Request – Each entry below is to be given again word for word, with no pictures.

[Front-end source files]
Begin
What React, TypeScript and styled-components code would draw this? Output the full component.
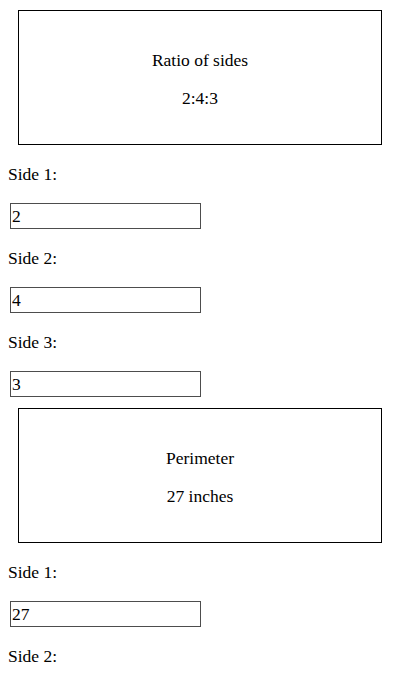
import React from "react";
import styled, { createGlobalStyle } from "styled-components";

const GlobalStyle = createGlobalStyle`
  body {
    margin: 0;
    font-family: "Liberation Serif", "Times New Roman", serif;
    font-size: 17.5px;
    line-height: 20px;
    color: #000;
    background: #fff;
  }
`;

const Page = styled.div`
  display: flex;
  flex-direction: column;
  padding: 0 8px;
`;

// Bordered summary box (ratio / perimeter)
const Card = styled.div`
  box-sizing: border-box;
  height: 135px;
  margin: 11px 10px 0;
  padding: 39px 0 0;
  border: 1px solid #000;
  display: flex;
  flex-direction: column;
  align-items: center;
  gap: 18px;

  &:first-child {
    margin-top: 10px;
  }
`;

const CardLine = styled.div`
  height: 20px;
  text-align: center;
`;

const Field = styled.div`
  display: flex;
  flex-direction: column;
  align-items: flex-start;
`;

const Label = styled.label`
  margin-top: 19px;
  height: 20px;
`;

const Input = styled.input`
  box-sizing: border-box;
  margin: 19px 0 0 2px;
  width: 191px;
  height: 26px;
  padding: 2px 1px;
  border: 1px solid #4d4d4d;
  border-radius: 0;
  font: inherit;
  line-height: 20px;
  color: #000;
  background: #fff;
  outline: none;
`;

interface SideFieldProps {
  label: string;
  value: string;
}

const SideField: React.FC<SideFieldProps> = ({ label, value }) => (
  <Field>
    <Label>{label}</Label>
    <Input defaultValue={value} />
  </Field>
);

const App: React.FC = () => (
  <>
    <GlobalStyle />
    <Page>
      <Card>
        <CardLine>Ratio of sides</CardLine>
        <CardLine>2:4:3</CardLine>
      </Card>
      <SideField label="Side 1:" value="2" />
      <SideField label="Side 2:" value="4" />
      <SideField label="Side 3:" value="3" />
      <Card>
        <CardLine>Perimeter</CardLine>
        <CardLine>27 inches</CardLine>
      </Card>
      <SideField label="Side 1:" value="27" />
      <SideField label="Side 2:" value="" />
    </Page>
  </>
);

export default App;
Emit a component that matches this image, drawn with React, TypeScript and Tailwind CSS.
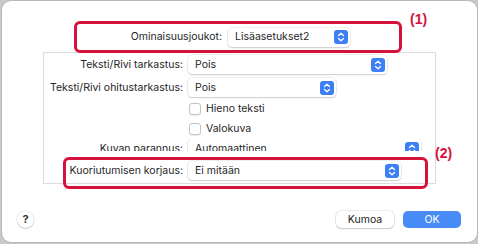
import React from "react";

const font = { fontFamily: "Inter, 'Liberation Sans', sans-serif" };

function Arrows() {
  return (
    <div className="w-[14px] h-[14px] rounded-[3px] bg-[#3d7ff5] flex items-center justify-center shrink-0">
      <svg width="8" height="10" viewBox="0 0 8 10" fill="none" stroke="white" strokeWidth="1.3" strokeLinecap="round" strokeLinejoin="round">
        <path d="M1.5 3.5 L4 1.2 L6.5 3.5" />
        <path d="M1.5 6.5 L4 8.8 L6.5 6.5" />
      </svg>
    </div>
  );
}

function Select({ text, w }: { text: string; w: string }) {
  return (
    <div className={`${w} h-[19px] shrink-0 bg-white rounded-[4px] shadow-[0_0_0_0.5px_rgba(0,0,0,0.12),0_1px_1.5px_rgba(0,0,0,0.15)] flex items-center justify-between pl-[7px] pr-[2px]`}>
      <span className="text-[10.5px] text-[#1f1f1f]">{text}</span>
      <Arrows />
    </div>
  );
}

function Row({ label, children }: { label: string; children: React.ReactNode }) {
  return (
    <div className="flex items-center h-[19px] gap-[5px]">
      <div className="w-[139px] text-right text-[10.5px] text-[#262626] whitespace-nowrap">{label}</div>
      {children}
    </div>
  );
}

function Check({ label }: { label: string }) {
  return (
    <div className="flex items-center h-[19px] pl-[145px] gap-[5px]">
      <div className="w-[12px] h-[12px] rounded-[3px] bg-white border border-[#c4c4c4] shadow-[0_0.5px_1px_rgba(0,0,0,0.08)]" />
      <span className="text-[10.5px] text-[#1f1f1f]">{label}</span>
    </div>
  );
}

export default function App() {
  return (
    <div className="relative w-[478px] h-[244px] bg-[#c9c9c9] overflow-hidden" style={font}>
      <div className="ml-[2px] mt-[1px] w-[475px] h-[241px] bg-white rounded-[9px] flex flex-col shadow-[0_0_0_1px_rgba(0,0,0,0.08)]">
        <div className="flex items-center h-[18px] mt-[27px] gap-[6px]">
          <div className="w-[220px] text-right text-[10.5px] text-[#262626]">Ominaisuusjoukot:</div>
          <Select text="Lisäasetukset2" w="w-[122px]" />
        </div>
        <div className="ml-[41px] mt-[6px] w-[393px] h-[132px] border border-[#dcdcdc] flex flex-col pt-[2px]">
          <Row label="Teksti/Rivi tarkastus:">
            <Select text="Pois" w="w-[199px]" />
          </Row>
          <div className="mt-[4px]">
            <Row label="Teksti/Rivi ohitustarkastus:">
              <Select text="Pois" w="w-[148px]" />
            </Row>
          </div>
          <div className="mt-[2px]">
            <Check label="Hieno teksti" />
          </div>
          <div className="mt-[1px]">
            <Check label="Valokuva" />
          </div>
          <div className="mt-[1px] h-[12px] overflow-hidden">
            <Row label="Kuvan parannus:">
              <Select text="Automaattinen" w="w-[233px]" />
            </Row>
          </div>
          <div className="mt-[10px]">
            <Row label="Kuoriutumisen korjaus:">
              <Select text="Ei mitään" w="w-[213px]" />
            </Row>
          </div>
        </div>
        <div className="flex-1" />
        <div className="flex items-center justify-between pl-[15px] pr-[16px] pb-[14px]">
          <div className="w-[17px] h-[17px] rounded-full bg-white shadow-[0_0_0_0.5px_rgba(0,0,0,0.15),0_1px_1.5px_rgba(0,0,0,0.15)] flex items-center justify-center text-[11px] font-bold text-[#333]">?</div>
          <div className="flex gap-[9px]">
            <div className="w-[58px] h-[17px] rounded-[5px] bg-white shadow-[0_0_0_0.5px_rgba(0,0,0,0.15),0_1px_1.5px_rgba(0,0,0,0.15)] flex items-center justify-center text-[10.5px] text-[#222]">Kumoa</div>
            <div className="w-[58px] h-[17px] rounded-[5px] bg-[#4a8cf7] flex items-center justify-center text-[10.5px] text-white">OK</div>
          </div>
        </div>
      </div>

      <div className="absolute left-[74px] top-[21px] w-[328px] h-[32px] border-[3px] border-[#d6123c] rounded-[6px]" />
      <div className="absolute left-[410px] top-[9px] text-[14px] font-bold text-[#d6123c]" style={{ fontFamily: "'Liberation Sans', sans-serif" }}>(1)</div>
      <div className="absolute left-[435px] top-[143px] w-[365px]" />
      <div className="absolute left-[63px] top-[157px] w-[365px] h-[32px] border-[3px] border-[#d6123c] rounded-[6px]" />
      <div className="absolute left-[435px] top-[143px] text-[14px] font-bold text-[#d6123c]" style={{ fontFamily: "'Liberation Sans', sans-serif" }}>(2)</div>
    </div>
  );
}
End
The output –
What React, TypeScript and styled-components code would draw this? Output the full component.
import React from "react";
import styled, { createGlobalStyle } from "styled-components";

const GlobalStyle = createGlobalStyle`
  body {
    margin: 0;
    font-family: "Liberation Serif", "Times New Roman", serif;
    font-size: 17.5px;
    line-height: 20px;
    color: #000;
    background: #fff;
  }
`;

const Page = styled.div`
  display: flex;
  flex-direction: column;
  padding: 0 8px;
`;

// Bordered summary box (ratio / perimeter)
const Card = styled.div`
  box-sizing: border-box;
  height: 135px;
  margin: 11px 10px 0;
  padding: 39px 0 0;
  border: 1px solid #000;
  display: flex;
  flex-direction: column;
  align-items: center;
  gap: 18px;

  &:first-child {
    margin-top: 10px;
  }
`;

const CardLine = styled.div`
  height: 20px;
  text-align: center;
`;

const Field = styled.div`
  display: flex;
  flex-direction: column;
  align-items: flex-start;
`;

const Label = styled.label`
  margin-top: 19px;
  height: 20px;
`;

const Input = styled.input`
  box-sizing: border-box;
  margin: 19px 0 0 2px;
  width: 191px;
  height: 26px;
  padding: 2px 1px;
  border: 1px solid #4d4d4d;
  border-radius: 0;
  font: inherit;
  line-height: 20px;
  color: #000;
  background: #fff;
  outline: none;
`;

interface SideFieldProps {
  label: string;
  value: string;
}

const SideField: React.FC<SideFieldProps> = ({ label, value }) => (
  <Field>
    <Label>{label}</Label>
    <Input defaultValue={value} />
  </Field>
);

const App: React.FC = () => (
  <>
    <GlobalStyle />
    <Page>
      <Card>
        <CardLine>Ratio of sides</CardLine>
        <CardLine>2:4:3</CardLine>
      </Card>
      <SideField label="Side 1:" value="2" />
      <SideField label="Side 2:" value="4" />
      <SideField label="Side 3:" value="3" />
      <Card>
        <CardLine>Perimeter</CardLine>
        <CardLine>27 inches</CardLine>
      </Card>
      <SideField label="Side 1:" value="27" />
      <SideField label="Side 2:" value="" />
    </Page>
  </>
);

export default App;
Emit a component that matches this image, drawn with React, TypeScript and Tailwind CSS.
import React from "react";

const font = { fontFamily: "Inter, 'Liberation Sans', sans-serif" };

function Arrows() {
  return (
    <div className="w-[14px] h-[14px] rounded-[3px] bg-[#3d7ff5] flex items-center justify-center shrink-0">
      <svg width="8" height="10" viewBox="0 0 8 10" fill="none" stroke="white" strokeWidth="1.3" strokeLinecap="round" strokeLinejoin="round">
        <path d="M1.5 3.5 L4 1.2 L6.5 3.5" />
        <path d="M1.5 6.5 L4 8.8 L6.5 6.5" />
      </svg>
    </div>
  );
}

function Select({ text, w }: { text: string; w: string }) {
  return (
    <div className={`${w} h-[19px] shrink-0 bg-white rounded-[4px] shadow-[0_0_0_0.5px_rgba(0,0,0,0.12),0_1px_1.5px_rgba(0,0,0,0.15)] flex items-center justify-between pl-[7px] pr-[2px]`}>
      <span className="text-[10.5px] text-[#1f1f1f]">{text}</span>
      <Arrows />
    </div>
  );
}

function Row({ label, children }: { label: string; children: React.ReactNode }) {
  return (
    <div className="flex items-center h-[19px] gap-[5px]">
      <div className="w-[139px] text-right text-[10.5px] text-[#262626] whitespace-nowrap">{label}</div>
      {children}
    </div>
  );
}

function Check({ label }: { label: string }) {
  return (
    <div className="flex items-center h-[19px] pl-[145px] gap-[5px]">
      <div className="w-[12px] h-[12px] rounded-[3px] bg-white border border-[#c4c4c4] shadow-[0_0.5px_1px_rgba(0,0,0,0.08)]" />
      <span className="text-[10.5px] text-[#1f1f1f]">{label}</span>
    </div>
  );
}

export default function App() {
  return (
    <div className="relative w-[478px] h-[244px] bg-[#c9c9c9] overflow-hidden" style={font}>
      <div className="ml-[2px] mt-[1px] w-[475px] h-[241px] bg-white rounded-[9px] flex flex-col shadow-[0_0_0_1px_rgba(0,0,0,0.08)]">
        <div className="flex items-center h-[18px] mt-[27px] gap-[6px]">
          <div className="w-[220px] text-right text-[10.5px] text-[#262626]">Ominaisuusjoukot:</div>
          <Select text="Lisäasetukset2" w="w-[122px]" />
        </div>
        <div className="ml-[41px] mt-[6px] w-[393px] h-[132px] border border-[#dcdcdc] flex flex-col pt-[2px]">
          <Row label="Teksti/Rivi tarkastus:">
            <Select text="Pois" w="w-[199px]" />
          </Row>
          <div className="mt-[4px]">
            <Row label="Teksti/Rivi ohitustarkastus:">
              <Select text="Pois" w="w-[148px]" />
            </Row>
          </div>
          <div className="mt-[2px]">
            <Check label="Hieno teksti" />
          </div>
          <div className="mt-[1px]">
            <Check label="Valokuva" />
          </div>
          <div className="mt-[1px] h-[12px] overflow-hidden">
            <Row label="Kuvan parannus:">
              <Select text="Automaattinen" w="w-[233px]" />
            </Row>
          </div>
          <div className="mt-[10px]">
            <Row label="Kuoriutumisen korjaus:">
              <Select text="Ei mitään" w="w-[213px]" />
            </Row>
          </div>
        </div>
        <div className="flex-1" />
        <div className="flex items-center justify-between pl-[15px] pr-[16px] pb-[14px]">
          <div className="w-[17px] h-[17px] rounded-full bg-white shadow-[0_0_0_0.5px_rgba(0,0,0,0.15),0_1px_1.5px_rgba(0,0,0,0.15)] flex items-center justify-center text-[11px] font-bold text-[#333]">?</div>
          <div className="flex gap-[9px]">
            <div className="w-[58px] h-[17px] rounded-[5px] bg-white shadow-[0_0_0_0.5px_rgba(0,0,0,0.15),0_1px_1.5px_rgba(0,0,0,0.15)] flex items-center justify-center text-[10.5px] text-[#222]">Kumoa</div>
            <div className="w-[58px] h-[17px] rounded-[5px] bg-[#4a8cf7] flex items-center justify-center text-[10.5px] text-white">OK</div>
          </div>
        </div>
      </div>

      <div className="absolute left-[74px] top-[21px] w-[328px] h-[32px] border-[3px] border-[#d6123c] rounded-[6px]" />
      <div className="absolute left-[410px] top-[9px] text-[14px] font-bold text-[#d6123c]" style={{ fontFamily: "'Liberation Sans', sans-serif" }}>(1)</div>
      <div className="absolute left-[435px] top-[143px] w-[365px]" />
      <div className="absolute left-[63px] top-[157px] w-[365px] h-[32px] border-[3px] border-[#d6123c] rounded-[6px]" />
      <div className="absolute left-[435px] top-[143px] text-[14px] font-bold text-[#d6123c]" style={{ fontFamily: "'Liberation Sans', sans-serif" }}>(2)</div>
    </div>
  );
}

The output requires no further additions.